An Open Letter: Come Occupy a Building with Us…Now

Dear Friends,

We are writing to you from the inside of the New School Graduate Faculty Building on 65 5th Ave. We are occupying it. Right now. Literally.

Students of the New School University, along with our partners from other universities and groups – like NYU, Hunter College, City College of NY, CUNY Graduate Center, and Borough of Manhattan Community College, have organically risen up to demand the resignation of President Bob Kerrey, Executive Vice President James Murtha, and Board Member/torturer Robert B. Millard (he multi-tasks). We have come together to prevent our study spaces from being flattened by corporate bulldozers, to have a say in who runs this school, to demand that the money we spend on this institution be used to facilitate the creation of a better society, not to build bigger buildings or invest in companies that make war. We have come here not only to make demands, but also to live them. Our presence makes it clear that this school is ours, and yours, if you are with us.

The outside doors have been closed now, so we can't exactly invite you in…sorry… We know you wanted a piece of the action, but we'll be around for quite some time. Join us at 7 AM tomorrow when the doors open again, or come now to stand outside with a sign in solidarity. You are cordially invited to join us in any way you can. We are not going anywhere. In the meantime, check out our Web site: www.newschoolinexile.com. We have all night to make things interesting, and the website will continue to be updated. Stay tuned for the musical pieces, doctoral dissertations, and creative finger-paintings that seem to be the natural result of 150 students locked into a building together for a night.

We are here, making decisions collectively, doing teach-ins, listening to music, studying, singing. We've got an upright bassist, guitarists and vocalists (If anyone can volunteer a drum-set we'll be well on our way…). We'll be here until this university changes, or until the party gets boring (but it doesn't seem likely that will happen). We're not going anywhere. We hope to see you soon, and if you really can't wait a few hours – what the hell – occupy your own universities or work spaces.
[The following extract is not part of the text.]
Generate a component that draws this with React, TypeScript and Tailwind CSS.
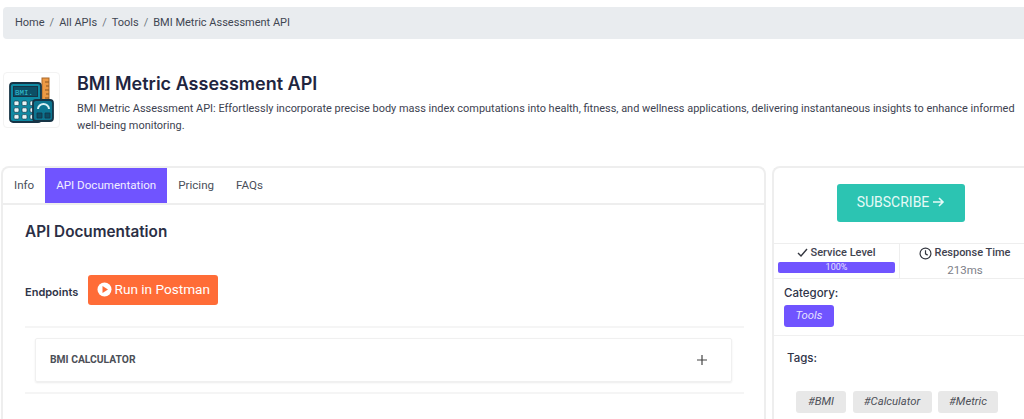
import React from 'react';

const BmiIcon = () => (
  <svg width="46" height="47" viewBox="0 0 46 47" fill="none">
    {/* ruler */}
    <rect x="33" y="1" width="7" height="24" fill="#ee9a45" stroke="#a9682a" strokeWidth="1" />
    <path d="M36 5h4M37 9h3M36 13h4M37 17h3M36 21h4" stroke="#8a5520" strokeWidth="1" />
    {/* calculator */}
    <rect x="1" y="6" width="31" height="39" rx="3" fill="#0f8aa3" stroke="#173446" strokeWidth="1.8" />
    <rect x="4.5" y="9.5" width="24" height="10" fill="#0c4f66" stroke="#173446" strokeWidth="1" />
    <text x="6" y="17.5" fill="#35c3d6" fontSize="7.5" fontFamily="'Liberation Mono', monospace">BMI.</text>
    {[0, 1, 2].map((r) => (
      <g key={r}>
        {[0, 1, 2].map((c) => (
          <rect key={c} x={5 + c * 8} y={24 + r * 6.8} width="5" height="4.5" rx="1.2" fill="#e6f4f6" stroke="#173446" strokeWidth="0.7" />
        ))}
      </g>
    ))}
    {/* scale */}
    <rect x="24" y="23" width="20" height="21" rx="3" fill="#0c7590" stroke="#173446" strokeWidth="1.8" />
    <path d="M29 32a5.5 5 0 0 1 11 0" stroke="#d9f1f4" strokeWidth="2" />
    <path d="M28 36h5v5h-5zM36 36h5v5h-5z" fill="#0a4f66" stroke="#173446" strokeWidth="0.8" />
  </svg>
);

const App: React.FC = () => {
  return (
    <div className="w-[1024px] h-[419px] overflow-hidden bg-white font-['Roboto',sans-serif] text-[#3b3f4a]">
      {/* Breadcrumb */}
      <div className="ml-[3px] mt-[7px] w-[1030px] h-[32px] bg-[#e9ecef] rounded-[4px] flex items-center pl-[12px] text-[11px] text-[#3f4652] gap-[5px]">
        <span>Home</span>
        <span className="text-[#6c757d]">/</span>
        <span>All APIs</span>
        <span className="text-[#6c757d]">/</span>
        <span>Tools</span>
        <span className="text-[#6c757d]">/</span>
        <span>BMI Metric Assessment API</span>
      </div>

      {/* Header */}
      <div className="flex mt-[33px] ml-[3px] h-[56px]">
        <div className="w-[57px] h-[56px] rounded-[4px] border border-[#f3f3f3] flex items-center justify-center shrink-0">
          <BmiIcon />
        </div>
        <div className="ml-[17px] w-[945px]">
          <h1 className="font-['Inter',sans-serif] font-semibold text-[18px] leading-[24px] text-[#1f2540]">BMI Metric Assessment API</h1>
          <p className="mt-[4px] text-[10.95px] leading-[17px] text-[#3d4250]">
            BMI Metric Assessment API: Effortlessly incorporate precise body mass index computations into health, fitness, and wellness applications, delivering instantaneous insights to enhance informed well-being monitoring.
          </p>
        </div>
      </div>

      <div className="flex mt-[38px] ml-[1px] gap-[6px] h-[260px]">
        {/* Main card */}
        <div className="w-[765px] shrink-0 bg-white rounded-tl-[8px] rounded-tr-[8px] border-2 border-[#eeeeee] border-b-0">
          <div className="flex h-[37px] border-b-2 border-[#eeeeee] text-[11.6px] text-[#4a4f5a]">
            <div className="px-[11px] flex items-center">Info</div>
            <div className="px-[11px] flex items-center bg-[#7054ff] text-[#f1eeff]">API Documentation</div>
            <div className="px-[11px] flex items-center">Pricing</div>
            <div className="px-[11px] flex items-center">FAQs</div>
          </div>
          <div className="pl-[22px] pr-[20px]">
            <h2 className="mt-[17px] font-['Inter',sans-serif] font-semibold text-[15.3px] leading-[20px] text-[#2b2f45]">API Documentation</h2>
            <div className="mt-[33px] flex items-center h-[30px]">
              <span className="font-['Inter',sans-serif] font-semibold text-[11px] text-[#2f3448] mt-[4px]">Endpoints</span>
              <div className="ml-[10px] w-[130px] h-[30px] bg-[#ff6c37] rounded-[3px] flex items-center justify-center gap-[3px] pb-[1px] text-white text-[13.6px]">
                <svg width="15" height="15" viewBox="0 0 15 15">
                  <circle cx="7.5" cy="7.5" r="7" fill="#fff" />
                  <path d="M5.5 4l5.5 3.5L5.5 11z" fill="#ff6c37" />
                </svg>
                <span>Run in Postman</span>
              </div>
            </div>
            <div className="mt-[21px] border-t-2 border-[#f5f5f5] pt-[10px] pb-[10px]">
              <div className="ml-[10px] mr-[12px] h-[44px] rounded-[2px] border border-[#f0f0f0] shadow-[0_1px_2px_rgba(0,0,0,0.08)] flex items-center justify-between pl-[14px] pr-[23px]">
                <span className="text-[10.3px] font-bold text-[#4c4f57]">BMI CALCULATOR</span>
                <svg width="12" height="12" viewBox="0 0 12 12" stroke="#444" strokeWidth="1.2">
                  <path d="M6 1v10M1 6h10" />
                </svg>
              </div>
            </div>
            <div className="border-t-2 border-[#f5f5f5]" />
          </div>
        </div>

        {/* Sidebar */}
        <div className="w-[270px] shrink-0 bg-white rounded-tl-[8px] border-2 border-[#eeeeee] border-r-0 border-b-0 rounded-bl-[8px]">
          <div className="h-[75px] w-[254px] flex items-start justify-center pt-[16px]">
            <div className="w-[128px] h-[38px] pb-[2px] bg-[#2cc4b2] rounded-[3px] flex items-center justify-center gap-[3px] text-[#e6faf7] text-[14px]">
              <span>SUBSCRIBE</span>
              <svg width="13" height="12" viewBox="0 0 13 12" fill="none" stroke="#e6faf7" strokeWidth="1.6">
                <path d="M1 6h10M7 2l4 4-4 4" />
              </svg>
            </div>
          </div>
          <div className="flex h-[36px] border-y border-[#eeeeee]">
            <div className="w-[126px] border-r border-[#eeeeee] pt-[2px] flex flex-col items-center">
              <div className="flex items-center gap-[2px] text-[11px] font-medium leading-[14px] text-[#3f4350]">
                <svg width="11" height="10" viewBox="0 0 11 10" fill="none" stroke="#33363f" strokeWidth="1.4">
                  <path d="M1 5l3 3 6-7" />
                </svg>
                <span>Service Level</span>
              </div>
              <div className="mt-[2px] w-[117px] h-[11px] rounded-[2px] bg-[#7054ff] text-[9px] leading-[11px] text-center text-[#e6e2ff]">100%</div>
            </div>
            <div className="w-[130px] pt-[2px] flex flex-col items-center">
              <div className="flex items-center gap-[2px] text-[11px] font-medium leading-[14px] text-[#3f4350]">
                <svg width="13" height="13" viewBox="0 0 12 12" fill="none" stroke="#33363f" strokeWidth="1.1">
                  <circle cx="6" cy="6" r="5" />
                  <path d="M6 3v3.3l2 1.2" />
                </svg>
                <span>Response Time</span>
              </div>
              <div className="mt-[3px] text-[11.5px] leading-[14px] text-[#7d8088]">213ms</div>
            </div>
          </div>
          <div className="h-[57px] border-b border-[#f0f0f0] pl-[10px] pt-[7px]">
            <div className="font-['Inter',sans-serif] font-medium text-[11.5px] leading-[14px] text-[#2f3448]">Category:</div>
            <div className="mt-[5px] w-[50px] h-[22px] rounded-[3px] bg-[#7054ff] flex items-center justify-center text-[#e6e2ff] text-[11.3px] italic">Tools</div>
          </div>
          <div className="pl-[13px] pt-[15px]">
            <div className="font-['Inter',sans-serif] font-medium text-[11.5px] leading-[14px] text-[#2f3448]">Tags:</div>
            <div className="mt-[26px] ml-[9px] flex gap-[6.5px] text-[11.3px] italic text-[#4d5058]">
              <span className="w-[50px] h-[22px] rounded-[3px] bg-[#e8e8e8] flex items-center justify-center">#BMI</span>
              <span className="w-[79px] h-[22px] rounded-[3px] bg-[#e8e8e8] flex items-center justify-center">#Calculator</span>
              <span className="w-[60px] h-[22px] rounded-[3px] bg-[#e8e8e8] flex items-center justify-center">#Metric</span>
            </div>
          </div>
        </div>
      </div>
    </div>
  );
};

export default App;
Come use your voice to declare loudly that this school and this world are yours. Come use your mind to think up a better world. Come use your body to create it, one all-nighter in the university cafeteria at a time. Come stand in solidarity with the students, faculty, and staff of this university. Come to write letters of support to the people of the village of Thanh Phong whose parents were murdered by the current President of the New School during his service in Vietnam. Come join the struggle with the people of Iraq who are being tortured and killed by a company funded by this university and represented on the New School Board of Trustees. Come here to join the uprisings and outpouring of passionate resistance currently taking place all over this country, and all over the worlds – from factory workers in Chicago to students in Greece. Come for yourself. Come for all of us.


In solidarity,

The New School in Exile


~ Demands of the Occupation ~

• The removal of Bob Kerrey as president of our university
• The removal of James Murtha as executive vice president of our university
• Students, faculty, and staff elect the president, EVP, and Provost.
• Students are part of the interim committee to hire a provost.
• The removal of Robert B. Millard as treasurer of the board of trustees.
• Intelligible transparency and disclosure of the university budget and investments.
• The creation of a committee on socially responsible investments.
• The immediate suspension of capital improvement projects like the tearing down of 65 fifth Ave.
• Instead, money towards the creation of an autonomous student space.
• Instead, money towards scholarships and reducing tuition.
• Instead, money for the library and student life generally.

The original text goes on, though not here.